Newsom was not referring to a new program for farmworkers who are in financial straits due to recent flooding and severe weather. Rather, as KAZU, KQED and The California Newsroom have learned, Newsom was referring to a $42 million farmworker grant managed by United Way that was announced in October of 2022, and has nothing to do with economic hardships due to recent storms.The existing $42 million grant was created to provide “a one-time direct relief payment of $600 … to qualifying frontline farm, grocery, and meatpacking workers for expenses incurred due to the COVID-19 pandemic,” according to the USDA’s website.
Newsom’s office confirmed the $42 million he referred to in the press conference was in fact from the Farm and Food Workers Relief Grant Program, which is funded under the Consolidated Appropriations Act of 2021.
When asked whether waivers would be granted to flood-stricken farmworkers who do not meet the pandemic hardship requirements, USDA spokesperson Marissa Perry reiterated that the FFWR program was specific to those suffering COVID-related economic hardship.
You can read (or listen to) the rest of the story for more details, but the bottom line is that no new state or federal funds have been set aside to assist the victims of the Pajaro flood, who have not only lost their homes but will lose access to work in the coming months as fields must lie fallow for a period following the flood. Further, the pandemic-related funds will not be distributed immediately, and they will not provide relief to all who need them.
Postscript: The San Jose Mercury News explains in this March 19 story how levees get funded. The feature by Lisa M. Krieger and Harriett Blair Rowan features Hamilton City, population 1759, in Glenn County, an hour or so north of Sacramento.
Like Pajaro, Hamilton City lives on the edge of a volatile river. Like Pajaro, its residents are largely low-income Latinos. Like Pajaro, it repeatedly sought federal funds to fix its levee, and was repeatedly rebuffed.
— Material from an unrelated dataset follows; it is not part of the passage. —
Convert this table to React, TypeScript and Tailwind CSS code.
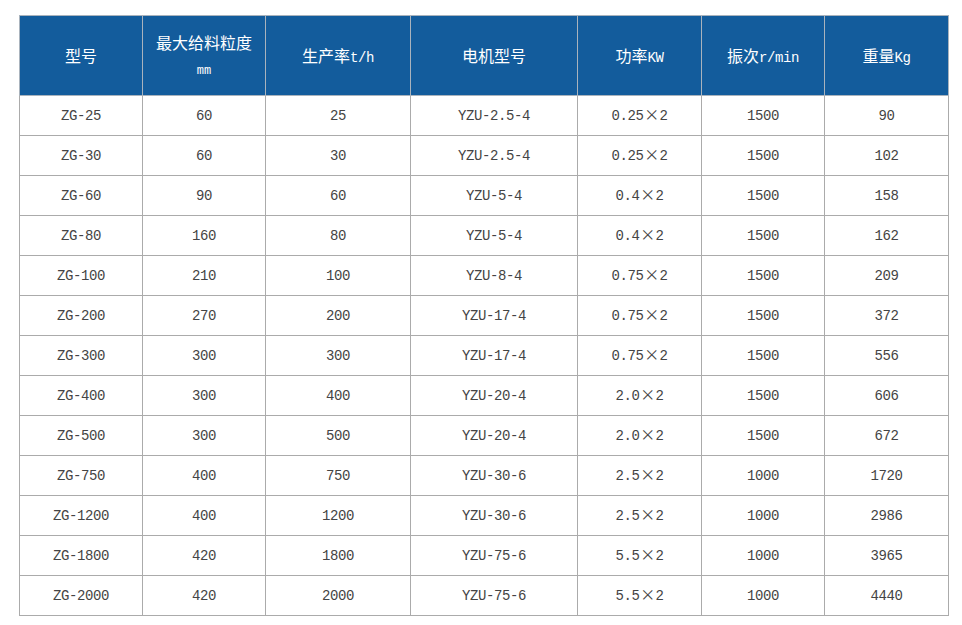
import React from 'react'

type Row = [string, string, string, string, string, string, string]

const ROWS: Row[] = [
  ['ZG-25', '60', '25', 'YZU-2.5-4', '0.25×2', '1500', '90'],
  ['ZG-30', '60', '30', 'YZU-2.5-4', '0.25×2', '1500', '102'],
  ['ZG-60', '90', '60', 'YZU-5-4', '0.4×2', '1500', '158'],
  ['ZG-80', '160', '80', 'YZU-5-4', '0.4×2', '1500', '162'],
  ['ZG-100', '210', '100', 'YZU-8-4', '0.75×2', '1500', '209'],
  ['ZG-200', '270', '200', 'YZU-17-4', '0.75×2', '1500', '372'],
  ['ZG-300', '300', '300', 'YZU-17-4', '0.75×2', '1500', '556'],
  ['ZG-400', '300', '400', 'YZU-20-4', '2.0×2', '1500', '606'],
  ['ZG-500', '300', '500', 'YZU-20-4', '2.0×2', '1500', '672'],
  ['ZG-750', '400', '750', 'YZU-30-6', '2.5×2', '1000', '1720'],
  ['ZG-1200', '400', '1200', 'YZU-30-6', '2.5×2', '1000', '2986'],
  ['ZG-1800', '420', '1800', 'YZU-75-6', '5.5×2', '1000', '3965'],
  ['ZG-2000', '420', '2000', 'YZU-75-6', '5.5×2', '1000', '4440'],
]

const WIDTHS = ['w-[123px]', 'w-[123px]', 'w-[145px]', 'w-[167px]', 'w-[124px]', 'w-[123px]', 'w-[124px]']

const cjk = "font-['Noto_Sans_CJK_SC',sans-serif] text-[16px]"
const mono = "font-['Liberation_Mono',monospace] text-[14px] tracking-[-0.4px]"

// the multiplication sign is full width in the source font
function Cell({ text }: { text: string }) {
  const parts = text.split('×')
  if (parts.length === 1) return <>{text}</>
  return (
    <>
      {parts[0]}
      <span className="inline-block w-4 text-center leading-none font-['Noto_Sans_CJK_SC',sans-serif] text-[15px]">×</span>
      {parts[1]}
    </>
  )
}

function Head({ zh, en }: { zh: string; en?: string }) {
  return (
    <span>
      <span className={cjk}>{zh}</span>
      {en && <span className={mono}>{en}</span>}
    </span>
  )
}

export default function App() {
  return (
    <div className="min-h-[625px] w-[962px] bg-white pl-[19px] pt-[15px]">
      <table className="table-fixed border-collapse w-[929px]">
        <colgroup>
          {WIDTHS.map((w, i) => <col key={i} className={w} />)}
        </colgroup>
        <thead>
          <tr className="h-[80px] bg-[#135c9c] text-white">
            <th className="border border-[#a9b3bd] font-normal"><Head zh="型号" /></th>
            <th className="border border-[#a9b3bd] font-normal">
              <div className="flex flex-col items-center">
                <span className={`${cjk} leading-[22px] -mt-[2px]`}>最大给料粒度</span>
                <span className="font-['Liberation_Mono',monospace] text-[12px] leading-[14px] mt-[11px]">mm</span>
              </div>
            </th>
            <th className="border border-[#a9b3bd] font-normal"><Head zh="生产率" en="t/h" /></th>
            <th className="border border-[#a9b3bd] font-normal"><Head zh="电机型号" /></th>
            <th className="border border-[#a9b3bd] font-normal"><Head zh="功率" en="KW" /></th>
            <th className="border border-[#a9b3bd] font-normal"><Head zh="振次" en="r/min" /></th>
            <th className="border border-[#a9b3bd] font-normal"><Head zh="重量" en="Kg" /></th>
          </tr>
        </thead>
        <tbody>
          {ROWS.map((row, r) => (
            <tr key={r} className="h-[40px]">
              {row.map((c, i) => (
                <td key={i} className={`border border-[#ababab] text-center text-[#444] leading-[20px] ${mono}`}>
                  <Cell text={c} />
                </td>
              ))}
            </tr>
          ))}
        </tbody>
      </table>
    </div>
  )
}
But there are differences, and that’s what saved Hamilton City. A group of six farmers, most of them now dead, started the construction campaign decades ago. It stayed unified and relentless in its focus. Volunteers, supported by homespun “Levee Festivals,” made 15 trips to Washington, D.C., knocking on doors in Congress to win the hearts of political heavyweights such as Sen. Dianne Feinstein, former Sen. Barbara Boxer and others.
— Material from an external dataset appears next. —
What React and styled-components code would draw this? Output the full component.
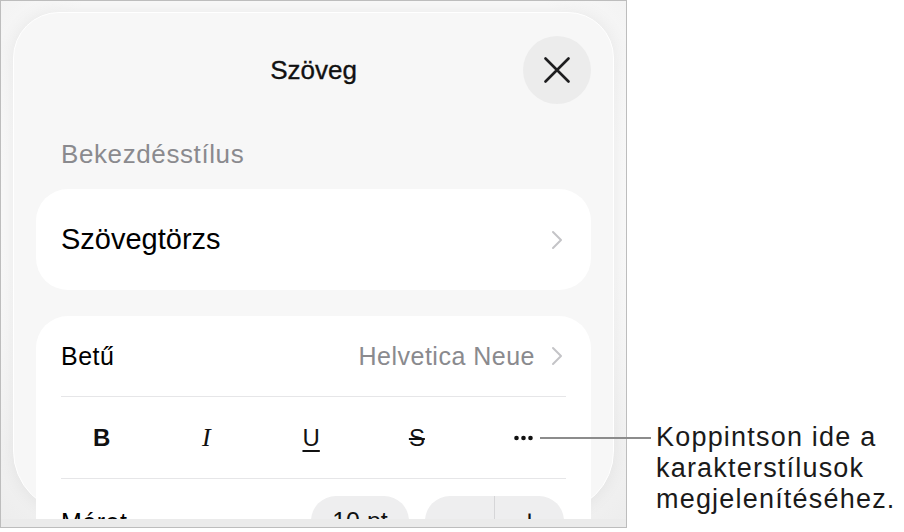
import React from "react";
import styled, { createGlobalStyle } from "styled-components";

const GlobalStyle = createGlobalStyle`
  html, body {
    margin: 0;
    padding: 0;
    background: #ffffff;
  }
  body {
    font-family: "Liberation Sans", Arial, sans-serif;
    color: #000;
  }
`;

const Chevron = () => (
  <svg width="12" height="20" viewBox="0 0 12 20" fill="none">
    <path d="M2 2 L10 10 L2 18" stroke="#c4c4c7" strokeWidth="2" strokeLinecap="round" strokeLinejoin="round" />
  </svg>
);

const CloseIcon = () => (
  <svg width="26" height="26" viewBox="0 0 26 26" fill="none">
    <path d="M1.5 1.5 L24.5 24.5 M24.5 1.5 L1.5 24.5" stroke="#1d1d1f" strokeWidth="2.6" strokeLinecap="round" />
  </svg>
);

const MoreIcon = () => (
  <svg width="19" height="6" viewBox="0 0 19 6">
    <circle cx="2.5" cy="3" r="2.3" fill="#111" />
    <circle cx="9.5" cy="3" r="2.3" fill="#111" />
    <circle cx="16.5" cy="3" r="2.3" fill="#111" />
  </svg>
);

const App = () => {
  return (
    <>
      <GlobalStyle />
      <Page>
        <Frame>
          <Viewport>
            <Sheet>
              <Header>
                <Title>Szöveg</Title>
                <CloseButton aria-label="Bezárás">
                  <CloseIcon />
                </CloseButton>
              </Header>

              <SectionLabel>Bekezdésstílus</SectionLabel>
              <Card>
                <Row $height={101} $padRight={28}>
                  <RowLabel $size={29}>Szövegtörzs</RowLabel>
                  <Chevron />
                </Row>
              </Card>

              <Card $gap={26}>
                <Row $height={80} $padRight={28}>
                  <RowLabel $size={25}>Betű</RowLabel>
                  <Value>
                    Helvetica Neue
                    <Chevron />
                  </Value>
                </Row>
                <Divider />
                <StyleRow>
                  <StyleButton $bold>B</StyleButton>
                  <StyleButton $italic>I</StyleButton>
                  <StyleButton $underline>U</StyleButton>
                  <StyleButton $strike>S</StyleButton>
                  <StyleButton>
                    <MoreIcon />
                  </StyleButton>
                </StyleRow>
                <Divider />
                <Row $height={80} $padRight={27} $top>
                  <RowLabel $size={25} $pushDown>Méret</RowLabel>
                  <Controls>
                    <Pill>10 pt</Pill>
                    <Stepper>
                      <StepButton>–</StepButton>
                      <StepButton $split>+</StepButton>
                    </Stepper>
                  </Controls>
                </Row>
              </Card>
            </Sheet>
          </Viewport>
          <BottomBand />
        </Frame>

        <Callout>
          <Leader />
          <CalloutText>
            Koppintson ide a<br />
            karakterstílusok<br />
            megjelenítéséhez.
          </CalloutText>
        </Callout>
      </Page>
    </>
  );
};

const Page = styled.div`
  position: relative;
  width: 904px;
  height: 532px;
  display: flex;
  align-items: flex-start;
`;

const Frame = styled.div`
  width: 627px;
  height: 528px;
  box-sizing: border-box;
  border: 1px solid #bdbdbd;
  display: flex;
  flex-direction: column;
  background: #f1f1f1;
`;

const Viewport = styled.div`
  height: 518px;
  overflow: hidden;
  background: radial-gradient(ellipse at 50% 40%, #f9f9f9 70%, #ededed 100%);
`;

const BottomBand = styled.div`
  flex: 1;
  background: #ebebeb;
`;

const Sheet = styled.div`
  box-sizing: border-box;
  width: 601px;
  height: 501px;
  margin: 11px 0 0 12px;
  padding: 0 22px;
  background: #f7f7f7;
  border: 1.5px solid #ffffff;
  border-radius: 46px 46px 62px 62px;
  box-shadow: 0 0 18px rgba(0, 0, 0, 0.07);
`;

const Header = styled.div`
  display: grid;
  grid-template-columns: 1fr auto 1fr;
  align-items: center;
  height: 68px;
  padding: 23px 22px 0;
  margin: 0 -22px;
`;

const Title = styled.div`
  grid-column: 2;
  font-size: 26px;
  font-weight: 400;
  color: #111;
  -webkit-text-stroke: 0.35px #111;
`;

const CloseButton = styled.button`
  grid-column: 3;
  justify-self: end;
  width: 68px;
  height: 68px;
  border: none;
  border-radius: 50%;
  background: #ececec;
  display: flex;
  align-items: center;
  justify-content: center;
  padding: 0;
`;

const SectionLabel = styled.div`
  margin-top: 36px;
  padding-left: 25px;
  font-size: 26px;
  line-height: 29px;
  letter-spacing: 0.6px;
  color: #8a8a8e;
`;

const Card = styled.div`
  margin-top: ${(p) => (p.$gap ? `${p.$gap}px` : "20px")};
  background: #ffffff;
  border-radius: 32px;
`;

const Row = styled.div`
  display: flex;
  align-items: ${(p) => (p.$top ? "flex-start" : "center")};
  justify-content: space-between;
  height: ${(p) => p.$height}px;
  box-sizing: border-box;
  padding: ${(p) => (p.$top ? "17px" : "0")} ${(p) => p.$padRight}px 0 25px;
`;

const RowLabel = styled.div`
  font-size: ${(p) => p.$size}px;
  letter-spacing: ${(p) => (p.$size < 28 ? "0.5px" : "0")};
  color: #000;
  margin-top: ${(p) => (p.$pushDown ? "12px" : "0")};
`;

const Value = styled.div`
  display: flex;
  align-items: center;
  gap: 16px;
  font-size: 25px;
  letter-spacing: 0.5px;
  color: #8a8a8e;
`;

const Divider = styled.div`
  height: 1px;
  margin: 0 25px;
  background: #e6e6e8;
`;

const StyleRow = styled.div`
  display: flex;
  align-items: center;
  justify-content: space-between;
  height: 81px;
  padding: 0 58px 0 57px;
`;

const StyleButton = styled.div`
  min-width: 14px;
  display: flex;
  justify-content: center;
  font-size: ${(p) => (p.$italic ? "26px" : "24px")};
  font-family: ${(p) =>
    p.$italic ? '"Liberation Serif", "Times New Roman", serif' : '"Liberation Sans", Arial, sans-serif'};
  font-weight: ${(p) => (p.$bold ? 700 : 400)};
  font-style: ${(p) => (p.$italic ? "italic" : "normal")};
  text-decoration: ${(p) => (p.$underline ? "underline" : p.$strike ? "line-through" : "none")};
  text-decoration-thickness: 2px;
  text-underline-offset: 4px;
  color: #111;
`;

const Controls = styled.div`
  display: flex;
  gap: 16px;
`;

const Pill = styled.div`
  width: 98px;
  height: 50px;
  border-radius: 25px;
  background: #eeeeef;
  display: flex;
  align-items: center;
  justify-content: center;
  font-size: 25px;
  color: #111;
`;

const Stepper = styled.div`
  width: 139px;
  height: 50px;
  border-radius: 25px;
  background: #eeeeef;
  display: flex;
`;

const StepButton = styled.div`
  flex: 1;
  display: flex;
  align-items: center;
  justify-content: center;
  font-size: 30px;
  color: #111;
  border-left: ${(p) => (p.$split ? "1px solid #d6d6d8" : "none")};
`;

const Callout = styled.div`
  position: absolute;
  left: 540px;
  top: 422px;
  display: flex;
  align-items: flex-start;
`;

const Leader = styled.div`
  width: 111px;
  height: 1.5px;
  margin-top: 15px;
  background: #8c8c8c;
`;

const CalloutText = styled.div`
  margin-left: 5px;
  font-size: 27px;
  line-height: 31px;
  letter-spacing: 1.2px;
  color: #1a1a1a;
`;

export default App;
But who deserves protection? While the responsibility to prevent floods lies with local communities, the funds to replace levees come largely from state and federal budgets. The government can’t afford to replace every levee. With fierce competition for money, projects must be prioritized.
To win funding, a town must prove that for every dollar spent on the project, there is at least a dollar of benefit. While the impacts of six factors — healthy and resilient ecosystems; sustainable economic development; floodplains; public safety; environmental justice; and watershed — are weighed, a community’s economic value weighs heavily, because it is easy to measure and compare projects, he said.
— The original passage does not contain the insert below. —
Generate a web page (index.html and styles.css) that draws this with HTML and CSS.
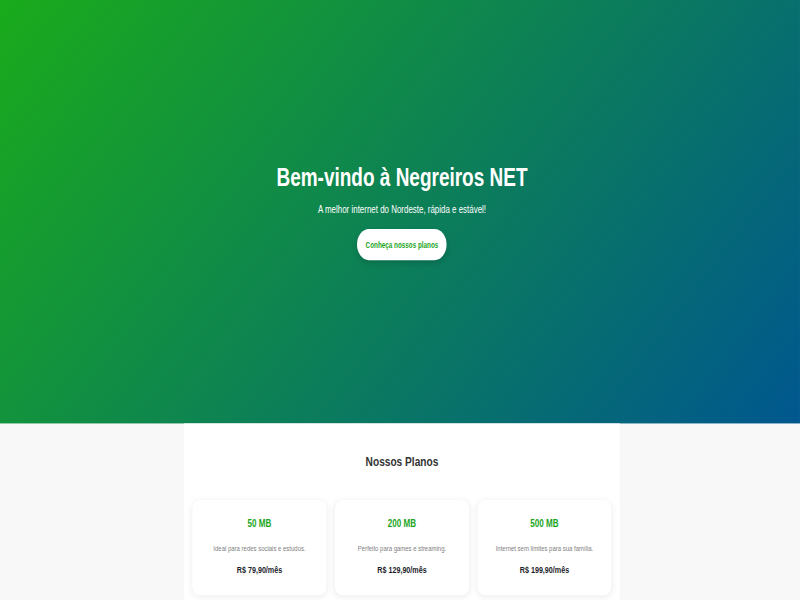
FILE: index.html
```html
<!DOCTYPE html>
<html lang="pt-BR">
<head>
<meta charset="UTF-8">
<title>Negreiros NET</title>
<link rel="stylesheet" href="styles.css">
</head>
<body>
<div class="page">
  <header class="hero">
    <h1 class="hero-title">Bem-vindo à Negreiros NET</h1>
    <p class="hero-sub">A melhor internet do Nordeste, rápida e estável!</p>
    <a class="hero-btn" href="#planos">Conheça nossos planos</a>
  </header>
  <main class="plans-wrap">
    <section class="plans" id="planos">
      <h2 class="plans-title">Nossos Planos</h2>
      <div class="plan-grid">
        <div class="plan-card">
          <h3 class="plan-name">50 MB</h3>
          <p class="plan-desc">Ideal para redes sociais e estudos.</p>
          <p class="plan-price">R$ 79,90/mês</p>
        </div>
        <div class="plan-card">
          <h3 class="plan-name">200 MB</h3>
          <p class="plan-desc">Perfeito para games e streaming.</p>
          <p class="plan-price">R$ 129,90/mês</p>
        </div>
        <div class="plan-card">
          <h3 class="plan-name">500 MB</h3>
          <p class="plan-desc">Internet sem limites para sua família.</p>
          <p class="plan-price">R$ 199,90/mês</p>
        </div>
      </div>
    </section>
  </main>
</div>
</body>
</html>
```
FILE: styles.css
```css
html, body {
  margin: 0;
  padding: 0;
  overflow: hidden;
  background: #f8f8f8;
}

.page {
  width: 1340px;
  transform: scale(0.597, 0.78125);
  transform-origin: 0 0;
  font-family: "Liberation Sans", Arial, sans-serif;
  background: #f8f8f8;
}

.hero {
  height: 542px;
  box-sizing: border-box;
  padding-left: 6.7px;
  display: flex;
  flex-direction: column;
  align-items: center;
  justify-content: center;
  background: linear-gradient(135deg, #1aab1b 0%, #00578f 100%);
  color: #fff;
  text-align: center;
}

.hero-title {
  margin: 0 0 15px;
  font-size: 31.8px;
  font-weight: bold;
}

.hero-sub {
  margin: 0 0 17px;
  font-size: 13.3px;
}

.hero-btn {
  display: inline-block;
  padding: 14px 14px;
  font-size: 10.6px;
  font-weight: bold;
  color: #1aa51c;
  background: #fff;
  border-radius: 20px;
  text-decoration: none;
  box-shadow: 0 4px 10px rgba(0, 0, 0, 0.15);
}

.plans-wrap {
  padding-left: 6.7px;
}

.plans {
  max-width: 730px;
  margin: 0 auto;
  padding: 39px 14px 40px;
  box-sizing: border-box;
  background: #fff;
}

.plans-title {
  margin: 0 0 39px;
  font-size: 17px;
  font-weight: bold;
  color: #333;
  text-align: center;
}

.plan-grid {
  display: grid;
  grid-template-columns: repeat(3, 1fr);
  gap: 14px;
}

.plan-card {
  background: #fff;
  border-radius: 12px;
  padding: 22px 10px 25px;
  text-align: center;
  box-shadow: 0 2px 10px rgba(0, 0, 0, 0.08);
}

.plan-name {
  margin: 0 0 19px;
  font-size: 13.5px;
  font-weight: bold;
  color: #1aa51c;
}

.plan-desc {
  margin: 0 0 16px;
  font-size: 10px;
  color: #808080;
}

.plan-price {
  margin: 0;
  font-size: 12px;
  font-weight: bold;
  color: #1c1c2a;
}
```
“The methodology measures: ‘How much is it going to cost? And how much are we going to save?’ ” said flood expert Scott Shapiro of the Sacramento law firm Downey Brand, who serves as general counsel for the Central Valley Flood Protection Board.
This cost-benefit approach is much more equitable than the historic tradition of “earmarking” funds, where powerful members of Congress steered money to their pet projects, he said. But it favors more prosperous areas.
All of this is helpful context for a news story from December 2022 when the first atmospheric river of the season hit California, striking the Central Valley particularly hard and flooding Wilton, an agricultural community south and southeast of Sacramento: the standards for levees in rural areas like Wilton, where the Cosumnes River flooded, are lower than for those in urban places.